The vendor claimed that the purchaser was in breach of the implied term by rejecting the vendor as a tenant of unlet space in the office building. The effect of the purchaser’s refusal was that the purchase price remaining to be paid to the vendor was reduced as lease income for the building has not reached a specified figure.
The court had to decide whether there was an implied term in the contract that the purchaser would actively co-operate with the vendor to secure tenants for the office building.
There is a rule of contract interpretation that a duty to co-operate in the performance of the contract by the parties or one of them of fundamental obligations under a contract will regularly be implied.

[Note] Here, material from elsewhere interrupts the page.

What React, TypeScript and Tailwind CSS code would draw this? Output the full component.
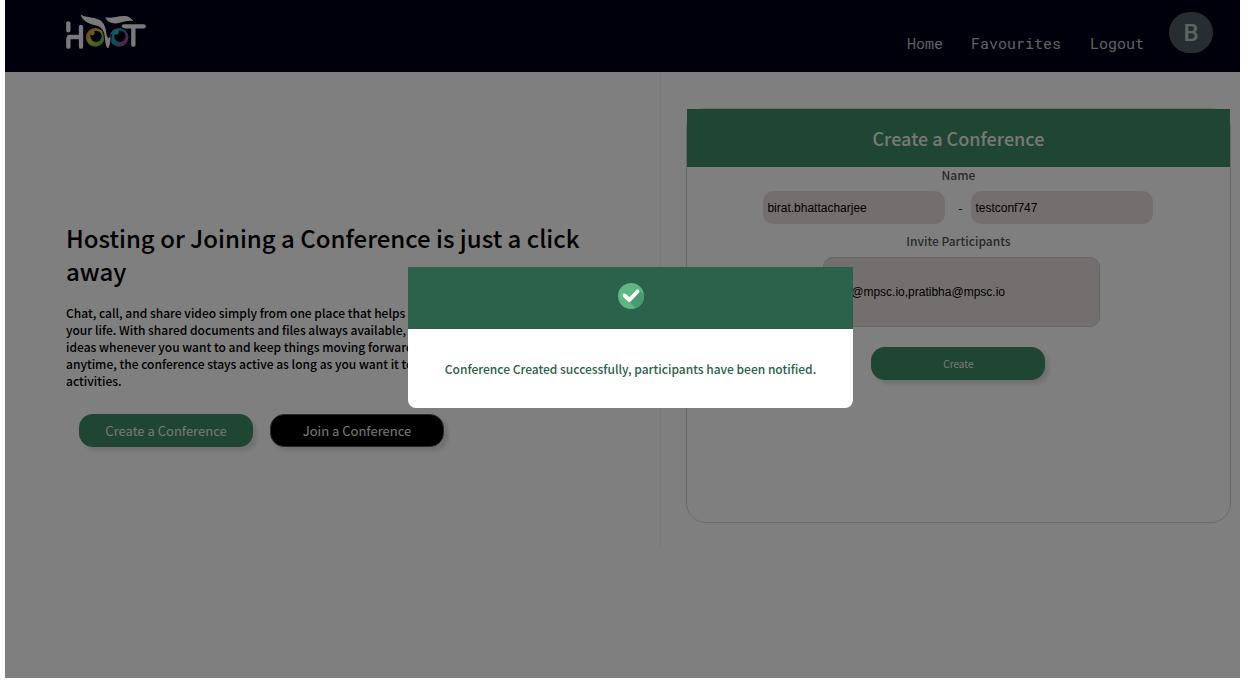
import React from "react";

const sans = "font-['Noto_Sans_CJK_SC',sans-serif]";

function Logo() {
  return (
    <svg viewBox="45 24 246 108" className="h-9 w-[82px]" role="img" aria-label="Hoot">
      <defs>
        <linearGradient id="left-eye" x1="0" y1="0.1" x2="0.9" y2="1">
          <stop offset="0" stopColor="#d89a30" />
          <stop offset="0.5" stopColor="#c8cc30" />
          <stop offset="1" stopColor="#30b040" />
        </linearGradient>
        <linearGradient id="right-eye" x1="0" y1="0.2" x2="1" y2="0.9">
          <stop offset="0" stopColor="#28b8b8" />
          <stop offset="0.5" stopColor="#3088b0" />
          <stop offset="0.75" stopColor="#9850a0" />
          <stop offset="1" stopColor="#c04078" />
        </linearGradient>
      </defs>
      <g stroke="#f4f4f4" strokeWidth="13" strokeLinecap="round" fill="none">
        <line x1="55" y1="55" x2="55" y2="76" />
        <line x1="55" y1="102" x2="55" y2="125" />
        <line x1="57" y1="96" x2="92" y2="96" />
        <line x1="93" y1="66" x2="93" y2="125" />
        <line x1="222" y1="64" x2="281" y2="64" />
        <line x1="250" y1="66" x2="250" y2="119" />
      </g>
      <circle cx="136" cy="97" r="31" fill="#00001a" />
      <circle cx="207" cy="97" r="31" fill="#00001a" />
      <circle cx="136" cy="97" r="28" fill="url(#left-eye)" />
      <circle cx="138" cy="94" r="17" fill="#00001a" />
      <circle cx="127" cy="84" r="7" fill="#ccb838" />
      <circle cx="207" cy="97" r="28" fill="url(#right-eye)" />
      <circle cx="210" cy="94" r="17" fill="#00001a" />
      <circle cx="199" cy="82" r="7" fill="#38b0b8" />
      <path
        d="M89 26C105 37 130 33 148 43C163 51 168 66 170 82C171 92 173 98 176 98C179 98 181 94 184 88C182 104 184 120 174 133C164 122 165 112 163 98C161 78 156 67 138 63C113 58 95 47 89 26Z"
        fill="#f4f4f4"
        stroke="#00001a"
        strokeWidth="3"
      />
      <path d="M166 37C184 42 202 32 224 33C236 33 244 39 250 48C234 45 222 50 206 54C188 58 172 52 166 37Z" fill="#f4f4f4" />
    </svg>
  );
}

function SuccessIcon() {
  return (
    <svg viewBox="0 0 26 26" className="size-[26px]" aria-hidden="true">
      <defs>
        <clipPath id="badge">
          <circle cx="13" cy="13" r="13" />
        </clipPath>
      </defs>
      <circle cx="13" cy="13" r="13" fill="#5fb783" />
      <path d="M21 7L32 18L22 30L11 18Z" fill="#469b72" clipPath="url(#badge)" />
      <path d="M6.5 12.5L11.5 17L19.5 8.5" fill="none" stroke="#ffffff" strokeWidth="4" strokeLinecap="round" strokeLinejoin="round" />
    </svg>
  );
}

const action =
  "h-[33px] w-[174px] rounded-[14px] text-[#f0f0f0] shadow-[4px_4px_4px_rgba(0,0,0,0.12)]";
const field =
  "rounded-[10px] bg-[#e9dfdf] px-1 text-xs text-black font-['Liberation_Sans',sans-serif]";

export default function App() {
  return (
    <div className={`${sans} flex min-h-screen bg-white pr-3 pb-0.5 pl-[5px]`}>
      <div className="relative flex-1">
        <header className="flex h-[72px] items-start justify-between bg-[#000018] pr-[27px] pl-[60px]">
          <a href="#home" className="mt-[13px]">
            <Logo />
          </a>
          <nav className="flex items-start text-[15px] leading-5 font-['Roboto_Mono','Liberation_Mono',monospace] text-[#c4c4c4]">
            <a href="#home" className="mt-[33px] mr-7">Home</a>
            <a href="#favourites" className="mt-[33px] mr-[29px]">Favourites</a>
            <a href="#logout" className="mt-[33px] mr-[25px]">Logout</a>
            <span className="mt-3 flex h-[41px] w-11 items-center justify-center rounded-full bg-[#4d5c62] text-2xl font-medium font-['Roboto',sans-serif]">
              B
            </span>
          </nav>
        </header>

        <main className="grid grid-cols-[531fr_469fr]">
          <section className="min-h-[475px] border-r border-[#f0f0f0] pt-[149px] pr-16 pl-[61px]">
            <h1 className="text-2xl leading-[33px] font-medium">
              Hosting or Joining a Conference is just a click away
            </h1>
            <p className="mt-[17px] text-xs leading-[17px] font-medium">
              Chat, call, and share video simply from one place that helps you
              <br />
              your life. With shared documents and files always available,
              <br />
              ideas whenever you want to and keep things moving forward
              <br />
              anytime, the conference stays active as long as you want it to
              <br />
              activities.
            </p>
            <div className="mt-[25px] ml-[13px] flex gap-[17px] text-[13px]">
              <button type="button" className={`${action} bg-[#3e8a66]`}>Create a Conference</button>
              <button type="button" className={`${action} border border-[#555] bg-black`}>Join a Conference</button>
            </div>
          </section>

          <section className="pt-9 pr-[9px] pl-[25px]">
            <form className="flex h-[415px] flex-col items-center rounded-[20px] border border-[#d4d4d4]">
              <h2 className="flex h-[58px] shrink-0 items-center justify-center self-stretch bg-[#3e8a66] text-lg font-medium text-[#f0f0f0]">
                Create a Conference
              </h2>
              <label htmlFor="conference" className="text-xs leading-4 font-medium text-[#555]">
                Name
              </label>
              <div className="mt-2 flex items-center text-xs">
                <input aria-label="Host" defaultValue="birat.bhattacharjee" className={`${field} h-[33px] w-[182px]`} />
                <span className="w-[26px] pl-1 text-center">-</span>
                <input id="conference" defaultValue="testconf747" className={`${field} h-[33px] w-[182px]`} />
              </div>
              <label htmlFor="participants" className="mt-[9px] text-xs leading-4 font-medium text-[#555]">
                Invite Participants
              </label>
              <input
                id="participants"
                defaultValue="birat@mpsc.io,pratibha@mpsc.io"
                className={`${field} mt-2 ml-1.5 h-[70px] w-[277px] border border-[#ccc]`}
              />
              <button type="button" className={`${action} mt-5 bg-[#3e8a66] text-[10px]`}>Create</button>
            </form>
          </section>
        </main>

        <div className="absolute inset-0 flex items-center justify-center bg-black/50 pb-1 pl-4">
          <div role="dialog" aria-label="Conference created" className="overflow-hidden rounded-b-lg bg-white">
            <div className="flex h-[62px] items-center justify-center bg-[#2c614b] pb-1">
              <SuccessIcon />
            </div>
            <p className="w-[445px] py-8 text-center text-xs leading-[15px] font-medium text-[#2c614b]">
              Conference Created successfully, participants have been notified.
            </p>
          </div>
        </div>
      </div>
    </div>
  );
}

However when the obligations in question, though necessary to entitle the other party to a benefit under the contract, but are not essential to the performance of the contract, the correct interpretation of the contract depends not so much on the general rule of contract interpretation but on the intention of the parties manifested by the contract itself.
Mason J said
“It is easy to imply a duty to cooperate in the doing of acts which are necessary to the performance by the parties or by one of the parties of fundamental obligations under the contract. It is not quite so easy to make the implication when the acts in question are necessary to entitle the other contracting party to a benefit under the contract but are not essential to the performance of the parties obligations and are not fundamental to the contract.
Then the question arises whether the contract imposes a duty to cooperate on the first party or whether it leaves him at liberty to decide for himself whether the acts shall be done even if the consequence of his decision is to disentitle the other party to a benefit.
In such a case, the correct interpretation of the contract depends, as it seems to me not so much on the application of the general rule of construction as on the intention of the parties as are manifested by the contract itself.” – page 607 of (1979) 144 CLR 597
Courts will imply terms into contracts to facilitate the performance of the contract only if this can be supported by the intention of the parties as manifested by the contract itself.
In this case the contractual right for the purchaser to refuse to accept a tenant had been properly exercised as the purchaser had concerns about the ability of the vendor to pay rent.